Sunday, March 8, 2009

Simplicity: Hungering for Bread and Justice

If they are hungry, give bread. If they have bread, give the hunger for justice.

This traditional Latin American prayer resonates in my heart and what we do here at the farm. Here at the farm, we are blessed with an abundance of food. Both local and seasonal, we try to live in right relationship with the Earth and provide healthful options for our volunteers. I hear every week volunteers on home crew talk about how easy it was to make bread or granola, and how unexpected this was. I feel that our busy culture has moved us away from the simple pleasures of cooking a meal, or understanding where our food comes from. It’s very convenient to run to the local grocery store and pick up peanut butter, but a few short minutes in the kitchen with some peanuts, oil, honey and a food processor will provide the smooth creamy treat. No hydrogenated oils here! While learning the ingredients that go into our food, we are also called to be in solidarity with those who have provided those items for us. By thinking of the tomato pickers or sugar cane farm workers, we can reflect on the quality of their working conditions and the justice of their wages. I feel that we are called to demand fair wages for these workers, to respect their human dignity so they can provide for their families. We encourage you all to look at the foods you are eating today, and reflect on where these items came from. Maybe soon you can start making them for yourself!

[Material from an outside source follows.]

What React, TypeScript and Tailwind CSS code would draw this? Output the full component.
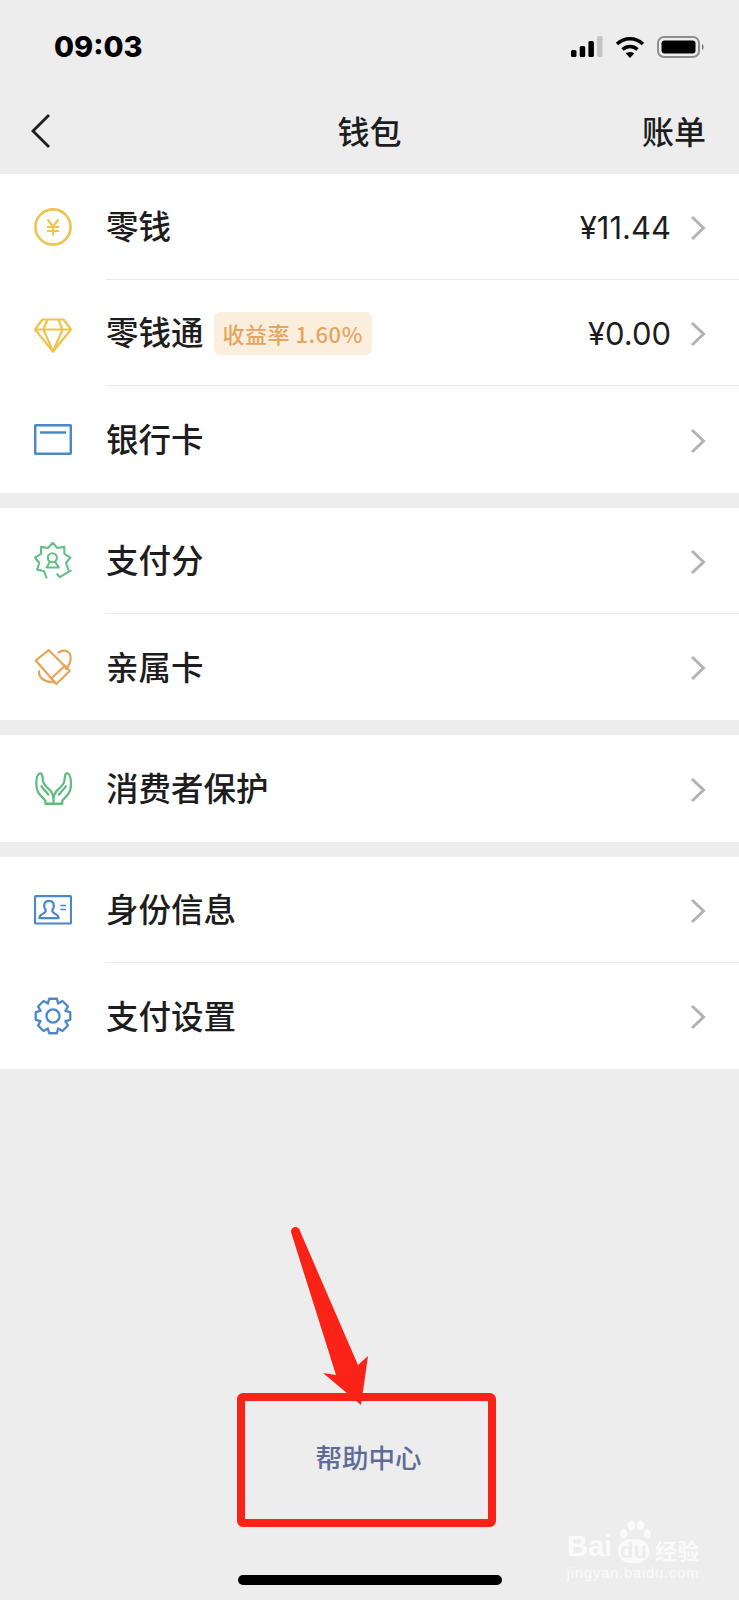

Some of my favorite meals are made from Mexican food, and the tortilla is a basic staple in a lot of great dishes. Enjoy!

Flour Tortillas
Combine in mixing bowl:
2 c unsifted flour
1 t salt
Cut in with a pastry blender:
¼ c lard or shortening
When particles are fine, add gradually:
½ c lukewarm water
Toss with fork to make a stiff dough ball. Form into a ball and knead thoroughly on lightly floured board until smooth and flecked with air bubbles.

Divide dough into 8 balls for large size. Roll as thin as possible on a lightly floured board or between sheets of wax paper (they don’t need to be round, hearts are fun too!) Drop onto a very hot ungreased griddle. Bake until freckled on one side (approximately 20 seconds). Lift edge, turn, and bake the other side. To serve at once, fold each limp tortilla around small lump of margarine. Or cool tortillas, wrap airtight, and refrigerate or freeze. To serve later, place in tightly covered baking dish and warm in oven, or fry briefly in shallow oil.

Stuff with your favorite ingredients: cheese, beans, peppers, etc. Or be like Ken and use it as a starter for pizza. The possibilities are endless!

Recipe from Bethlehem Farm cookbook (16) / More With Less (84)

-by Laura Sienas

1 comment:

Anonymous said...

thanks for the great recipe! I'm doing a project on going local and it's great to connect with the community in these efforts!